3. Downhill Course, Uphill Future
I threw down some water and went back to the finish chute to see if I could spot my friends, some of whom had never run a 10k before. One by one I yelled at them as they made that final turn into the park. A few, like Chori, smirked and kept their regular pace, finishing effortlessly, almost insouciantly. Others, like Gabriel (who was probably roasting alive in a Real Madrid jersey), kicked into overdrive and scorched across the finish line. My shouts caught the attention of one of my high school classmates, Chepe, who was just a few people down the barricades. He was the only person in my class who was taller than me, and at 6’7”, by a considerable amount. Though he was there to see his girlfriend finish, he was gracious enough to stay and get a shot of Steve as he crossed the finish line.

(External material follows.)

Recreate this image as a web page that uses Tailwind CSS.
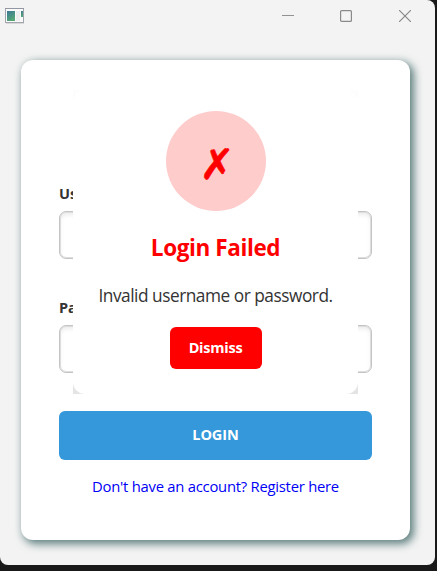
<!DOCTYPE html>
<html lang="en">
<head>
<meta charset="utf-8">
<title>Login</title>
<script src="https://cdn.jsdelivr.net/npm/@tailwindcss/browser@4"></script>
</head>
<body class="w-[437px] h-[571px] overflow-hidden bg-[#191919] font-['Open_Sans','Noto_Sans',sans-serif]">
<div class="w-[435px] h-[565px] rounded-tr-[8px] rounded-b-[8px] bg-[#f3f3f3] overflow-hidden">
  <header class="h-[32px] flex items-center justify-between pl-[5px] pr-[24px]">
    <svg class="w-[19px] h-[16px]" viewBox="0 0 19 16">
      <rect x=".5" y=".5" width="18" height="14" fill="#fafafa" stroke="#a2a5ad"/>
      <path d="M0 .5h19" stroke="#9297a3"/>
      <path d="M1 15.5h18" stroke="#d8d8d8"/>
      <defs><linearGradient id="g" x2=".5" y2="1"><stop stop-color="#3c7898"/><stop offset="1" stop-color="#55a775"/></linearGradient></defs>
      <rect x="2" y="3" width="8" height="10" fill="url(#g)"/>
      <rect x="11" y="3" width="4" height="10" fill="#eeeeee"/>
      <rect x="16" y="3" width="2" height="6" fill="url(#g)"/>
    </svg>
    <div class="flex items-center gap-[46px]">
      <svg class="w-[12px] h-[12px]" viewBox="0 0 12 12"><path d="M0 5.5h12" stroke="#929292"/></svg>
      <svg class="w-[12px] h-[12px] mr-px" viewBox="0 0 12 12"><rect x=".6" y=".6" width="10.8" height="10.8" rx="1" fill="none" stroke="#8a8a8a" stroke-width="1.2"/></svg>
      <svg class="w-[12px] h-[12px]" viewBox="0 0 12 12"><path d="M0 0l12 12M12 0L0 12" stroke="#858585" stroke-width="1.1"/></svg>
    </div>
  </header>
  <main class="relative mt-[28px] ml-[21px] w-[389px] h-[480px] rounded-[12px] bg-white shadow-[3px_3px_9px_1px_#5f7f7f] px-[38px] pt-[124px]">
    <label class="block h-[20px] leading-[19px] mb-[7px] text-[14.5px] font-bold text-[#333]">Username</label>
    <div class="h-[48px] rounded-[7px] border border-[#c4c4c4] bg-white shadow-[inset_0_0_0_1px_#dedede,inset_0_3px_4px_#00000014]"></div>
    <label class="block h-[20px] leading-[19px] mt-[39px] mb-[7px] text-[14.5px] font-bold text-[#333]">Password</label>
    <div class="h-[48px] rounded-[7px] border border-[#c4c4c4] bg-white shadow-[inset_0_0_0_1px_#dedede,inset_0_3px_4px_#00000014]"></div>
    <button class="mt-[38px] w-full h-[49px] pb-[2px] rounded-[6px] bg-[#3598db] text-white text-[14.5px] tracking-[-0.1px] font-bold flex items-center justify-center">LOGIN</button>
    <a class="mt-[16px] block text-center leading-[20px] text-[14.8px] tracking-[-0.24px] whitespace-nowrap text-[#0000f5]">Don't have an account? Register here</a>

    <section class="absolute left-[52px] top-[30px] w-[285px] h-[304px] bg-[linear-gradient(#fdfdfd,#e4e4e4)]">
      <div class="h-full rounded-[12px] bg-white pt-[21px] flex flex-col items-center">
        <div class="size-[100px] pt-[7px] pl-[3px] rounded-full bg-[#ffcccc] flex items-center justify-center text-[#ff0000] text-[42px] leading-[42px] [-webkit-text-stroke:0.6px_#ff0000] font-['DejaVu_Sans',sans-serif]">✗</div>
        <h1 class="mt-[21px] h-[30px] leading-[31px] text-[22.5px] tracking-[-0.4px] font-bold text-[#ff0000] whitespace-nowrap">Login Failed</h1>
        <p class="mt-[22px] h-[24px] leading-[24px] text-[17.3px] tracking-[-0.48px] text-[#333] whitespace-nowrap">Invalid username or password.</p>
        <button class="mt-[19px] w-[92px] h-[42px] rounded-[6px] bg-[#ff0000] text-white text-[14.5px] tracking-[-0.25px] font-bold">Dismiss</button>
      </div>
    </section>
  </main>
</div>
</body>
</html>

I really liked this race. It was the experience I was hoping to have with the disastrous Marathon Internacional and even pleased Steve, who has been running for much longer than me. The Expo was fluid and easy to navigate, it started on time, each kilometer was marked with a visible sign, aid stations were staffed with eager volunteers and the post-race finish area was flush with ebullient (and sweaty) runners. As a pleasing garnish, we were able to drive out of the event without encountering any traffic. We spent the rest of the day at la finca in La Garita, where the Snyders got to meet every single person in my extended family.
All in all, both the trip and the race were complete successes. I would change nothing about the vacation, except perhaps extending it by a month. But bigger challenges await in that month, so I’m back to training, hoping that I can strengthen my legs enough for the altitude double in just under ten days. Vamos!